Exercise prompt: Identify every line in the records below that contains the word "this", and copy each of those lines.

Provided data:
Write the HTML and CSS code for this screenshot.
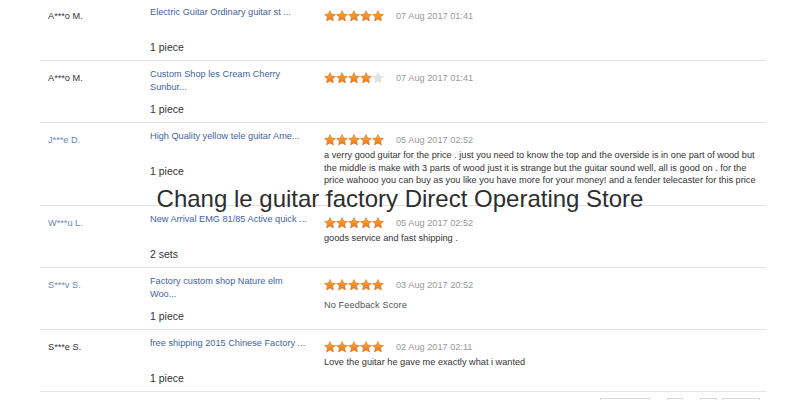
FILE: index.html
```html
<!DOCTYPE html>
<html>
<head>
<meta charset="utf-8">
<link rel="stylesheet" href="styles.css">
</head>
<body>
<svg class="defs" width="0" height="0">
  <defs>
    <linearGradient id="og" x1="0" y1="0" x2="0" y2="1">
      <stop offset="0" stop-color="#fbb040"/>
      <stop offset="1" stop-color="#e8731a"/>
    </linearGradient>
    <symbol id="star" viewBox="0 0 24 24">
      <path d="M12 1l3.3 7.1 7.7.8-5.8 5.2 1.7 7.7L12 17.9 5.1 21.8l1.7-7.7L1 8.9l7.7-.8z"/>
    </symbol>
  </defs>
</svg>
<div class="page">
  <div class="list">
    <div class="row">
      <div class="name">A***o M.</div>
      <div class="prod"><a class="title">Electric Guitar Ordinary guitar st ...</a><div class="qty">1 piece</div></div>
      <div class="rate">
        <div class="meta"><span class="stars"><svg class="on"><use href="#star"/></svg><svg class="on"><use href="#star"/></svg><svg class="on"><use href="#star"/></svg><svg class="on"><use href="#star"/></svg><svg class="on"><use href="#star"/></svg></span><span class="date">07 Aug 2017 01:41</span></div>
      </div>
    </div>
    <div class="row">
      <div class="name">A***o M.</div>
      <div class="prod"><a class="title">Custom Shop les Cream Cherry Sunbur...</a><div class="qty">1 piece</div></div>
      <div class="rate">
        <div class="meta"><span class="stars"><svg class="on"><use href="#star"/></svg><svg class="on"><use href="#star"/></svg><svg class="on"><use href="#star"/></svg><svg class="on"><use href="#star"/></svg><svg class="off"><use href="#star"/></svg></span><span class="date">07 Aug 2017 01:41</span></div>
      </div>
    </div>
    <div class="row">
      <div class="name blue">J***e D.</div>
      <div class="prod"><a class="title">High Quality yellow tele guitar Ame...</a><div class="qty">1 piece</div></div>
      <div class="rate">
        <div class="meta"><span class="stars"><svg class="on"><use href="#star"/></svg><svg class="on"><use href="#star"/></svg><svg class="on"><use href="#star"/></svg><svg class="on"><use href="#star"/></svg><svg class="on"><use href="#star"/></svg></span><span class="date">05 Aug 2017 02:52</span></div>
        <div class="comment">a verry good guitar for the price . just you need to know the top and the overside is in one part of wood but the middle is make with 3 parts of wood just it is strange but the guitar sound well, all is good on . for the price wahooo you can buy as you like you have more for your money! and a fender telecaster for this price .</div>
      </div>
    </div>
    <div class="row">
      <div class="name blue">W***u L.</div>
      <div class="prod"><a class="title">New Arrival EMG 81/85 Active quick ...</a><div class="qty">2 sets</div></div>
      <div class="rate">
        <div class="meta"><span class="stars"><svg class="on"><use href="#star"/></svg><svg class="on"><use href="#star"/></svg><svg class="on"><use href="#star"/></svg><svg class="on"><use href="#star"/></svg><svg class="on"><use href="#star"/></svg></span><span class="date">05 Aug 2017 02:52</span></div>
        <div class="comment">goods service and fast shipping .</div>
      </div>
    </div>
    <div class="row">
      <div class="name blue">S***v S.</div>
      <div class="prod"><a class="title">Factory custom shop Nature elm Woo...</a><div class="qty">1 piece</div></div>
      <div class="rate">
        <div class="meta"><span class="stars"><svg class="on"><use href="#star"/></svg><svg class="on"><use href="#star"/></svg><svg class="on"><use href="#star"/></svg><svg class="on"><use href="#star"/></svg><svg class="on"><use href="#star"/></svg></span><span class="date">03 Aug 2017 20:52</span></div>
        <div class="nofb">No Feedback Score</div>
      </div>
    </div>
    <div class="row">
      <div class="name">S***e S.</div>
      <div class="prod"><a class="title">free shipping 2015 Chinese Factory ...</a><div class="qty">1 piece</div></div>
      <div class="rate">
        <div class="meta"><span class="stars"><svg class="on"><use href="#star"/></svg><svg class="on"><use href="#star"/></svg><svg class="on"><use href="#star"/></svg><svg class="on"><use href="#star"/></svg><svg class="on"><use href="#star"/></svg></span><span class="date">02 Aug 2017 02:11</span></div>
        <div class="comment">Love the guitar he gave me exactly what i wanted</div>
      </div>
    </div>
  </div>
  <div class="pager">
    <span class="pbtn w50"></span>
    <span class="pbtn w16"></span>
    <span class="pbtn w17"></span>
    <span class="pbtn w38"></span>
  </div>
  <div class="watermark">Chang le guitar factory Direct Operating Store</div>
</div>
</body>
</html>
```
FILE: styles.css
```css
html, body {
  margin: 0;
  padding: 0;
  background: #fff;
}
body {
  font-family: "Liberation Sans", Arial, sans-serif;
  color: #333;
  overflow: hidden;
  height: 400px;
}
.defs {
  position: absolute;
  width: 0;
  height: 0;
}
.page {
  position: relative;
  width: 800px;
  height: 400px;
}
.list {
  margin: -1px 0 0 40px;
  width: 726px;
}
.row {
  display: grid;
  grid-template-columns: 110px 174px 1fr;
  border-bottom: 1px solid #e2e2e2;
  padding-bottom: 6px;
}
.name {
  padding: 11px 0 0 8px;
  font-size: 9.2px;
  line-height: 12px;
  color: #333;
}
.name.blue {
  color: #6c86b4;
}
.prod {
  padding-top: 7px;
}
.title {
  display: block;
  height: 25px;
  width: 159px;
  font-size: 9.2px;
  line-height: 12.5px;
  color: #3f64a0;
  text-decoration: none;
}
.qty {
  margin-top: 9px;
  font-size: 10.5px;
  line-height: 14px;
  color: #333;
}
.rate {
  padding-top: 11px;
}
.meta {
  display: flex;
  align-items: center;
  height: 12px;
}
.stars {
  display: flex;
  width: 60px;
}
.stars svg {
  width: 12px;
  height: 12px;
  flex: none;
}
.stars .on {
  fill: url(#og);
  stroke: #d9680f;
  stroke-width: 1;
  stroke-linejoin: round;
}
.stars .off {
  fill: #e2e2e2;
  stroke: #dcdcdc;
  stroke-width: 1;
  stroke-linejoin: round;
}
.date {
  margin-left: 12px;
  font-size: 9.2px;
  color: #999;
}
.comment {
  margin-top: 3px;
  font-size: 9.2px;
  line-height: 12.6px;
  color: #333;
  padding-right: 8px;
}
.nofb {
  margin-top: 8px;
  font-size: 9.2px;
  line-height: 12px;
  color: #555;
  letter-spacing: 0.1px;
}
.pager {
  display: flex;
  margin: 6px 0 0 600px;
}
.pbtn {
  display: block;
  height: 20px;
  border: 1px solid #d8d8d8;
  box-sizing: border-box;
}
.w50 { width: 50px; margin-right: 17px; }
.w16 { width: 16px; margin-right: 17px; }
.w17 { width: 17px; margin-right: 5px; }
.w38 { width: 38px; }
.watermark {
  position: absolute;
  left: 0;
  right: 0;
  top: 185px;
  text-align: center;
  font-size: 24px;
  line-height: 30px;
  color: #2e2e2e;
}
```
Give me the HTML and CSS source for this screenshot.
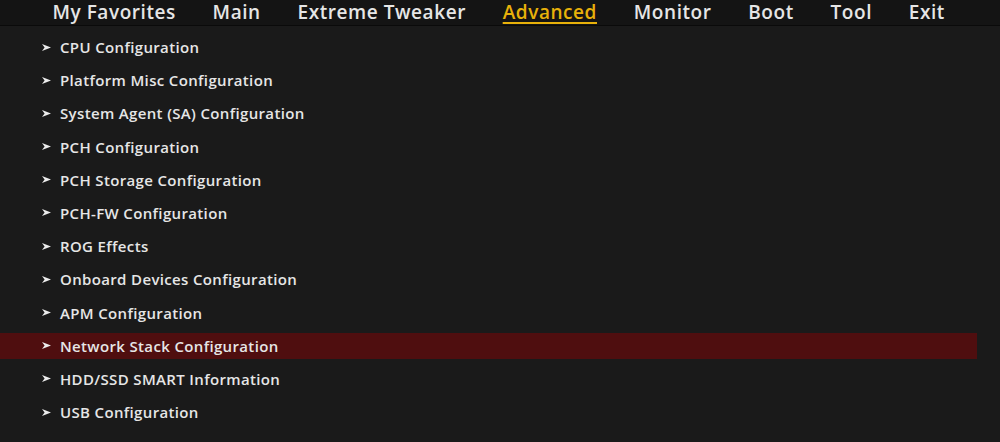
FILE: index.html
```html
<!DOCTYPE html>
<html lang="en">
<head>
    <meta charset="UTF-8">
    <title>Advanced</title>
    <link rel="stylesheet" href="styles.css">
</head>
<body>
    <!-- Top menu tabs -->
    <div class="menu-bar">
        <span class="tab">My Favorites</span>
        <span class="tab">Main</span>
        <span class="tab">Extreme Tweaker</span>
        <span class="tab active">Advanced</span>
        <span class="tab">Monitor</span>
        <span class="tab">Boot</span>
        <span class="tab">Tool</span>
        <span class="tab">Exit</span>
    </div>

    <!-- Advanced submenu list -->
    <ul class="item-list">
        <li class="item"><svg class="arrow" viewBox="0 0 9 7"><polygon points="0,0 9,3.5 0,7 2.6,3.5"/></svg>CPU Configuration</li>
        <li class="item"><svg class="arrow" viewBox="0 0 9 7"><polygon points="0,0 9,3.5 0,7 2.6,3.5"/></svg>Platform Misc Configuration</li>
        <li class="item"><svg class="arrow" viewBox="0 0 9 7"><polygon points="0,0 9,3.5 0,7 2.6,3.5"/></svg>System Agent (SA) Configuration</li>
        <li class="item"><svg class="arrow" viewBox="0 0 9 7"><polygon points="0,0 9,3.5 0,7 2.6,3.5"/></svg>PCH Configuration</li>
        <li class="item"><svg class="arrow" viewBox="0 0 9 7"><polygon points="0,0 9,3.5 0,7 2.6,3.5"/></svg>PCH Storage Configuration</li>
        <li class="item"><svg class="arrow" viewBox="0 0 9 7"><polygon points="0,0 9,3.5 0,7 2.6,3.5"/></svg>PCH-FW Configuration</li>
        <li class="item"><svg class="arrow" viewBox="0 0 9 7"><polygon points="0,0 9,3.5 0,7 2.6,3.5"/></svg>ROG Effects</li>
        <li class="item"><svg class="arrow" viewBox="0 0 9 7"><polygon points="0,0 9,3.5 0,7 2.6,3.5"/></svg>Onboard Devices Configuration</li>
        <li class="item"><svg class="arrow" viewBox="0 0 9 7"><polygon points="0,0 9,3.5 0,7 2.6,3.5"/></svg>APM Configuration</li>
        <li class="item selected"><svg class="arrow" viewBox="0 0 9 7"><polygon points="0,0 9,3.5 0,7 2.6,3.5"/></svg>Network Stack Configuration</li>
        <li class="item"><svg class="arrow" viewBox="0 0 9 7"><polygon points="0,0 9,3.5 0,7 2.6,3.5"/></svg>HDD/SSD SMART Information</li>
        <li class="item"><svg class="arrow" viewBox="0 0 9 7"><polygon points="0,0 9,3.5 0,7 2.6,3.5"/></svg>USB Configuration</li>
    </ul>
</body>
</html>
```

FILE: styles.css
```css
body {
    margin: 0;
    background-color: #1a1a1a;
    font-family: "Open Sans", sans-serif;
    color: #e6e6e6;
    overflow: hidden;
}
.menu-bar {
    display: flex;
    height: 25px;
    padding-left: 34px;
    background-color: #141414;
    border-bottom: 1px solid #0a0a0a;
}
.tab {
    padding: 0 18.4px;
    font-size: 19px;
    font-weight: 600;
    letter-spacing: 0.56px;
    line-height: 26px;
    margin-top: -1px;
    color: #e6e6e6;
}
.tab.active {
    color: #e8b10a;
    text-decoration: underline;
    text-decoration-thickness: 2px;
    text-underline-offset: 3px;
}
.item-list {
    list-style: none;
    margin: 0;
    padding: 8px 0 0 0;
    width: 977px;
}
.item {
    display: flex;
    align-items: center;
    height: 26px;
    margin-bottom: 7.2px;
    padding-left: 42px;
    font-size: 15px;
    font-weight: 600;
    letter-spacing: 0.35px;
}
.item.selected {
    background-color: #4f0e0f;
}
.arrow {
    width: 9px;
    height: 7px;
    margin-right: 9px;
    fill: #ececec;
}
```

Written answer:
Write the HTML and CSS code for this screenshot.
        <div class="comment">a verry good guitar for the price . just you need to know the top and the overside is in one part of wood but the middle is make with 3 parts of wood just it is strange but the guitar sound well, all is good on . for the price wahooo you can buy as you like you have more for your money! and a fender telecaster for this price .</div>
Give me the HTML and CSS source for this screenshot.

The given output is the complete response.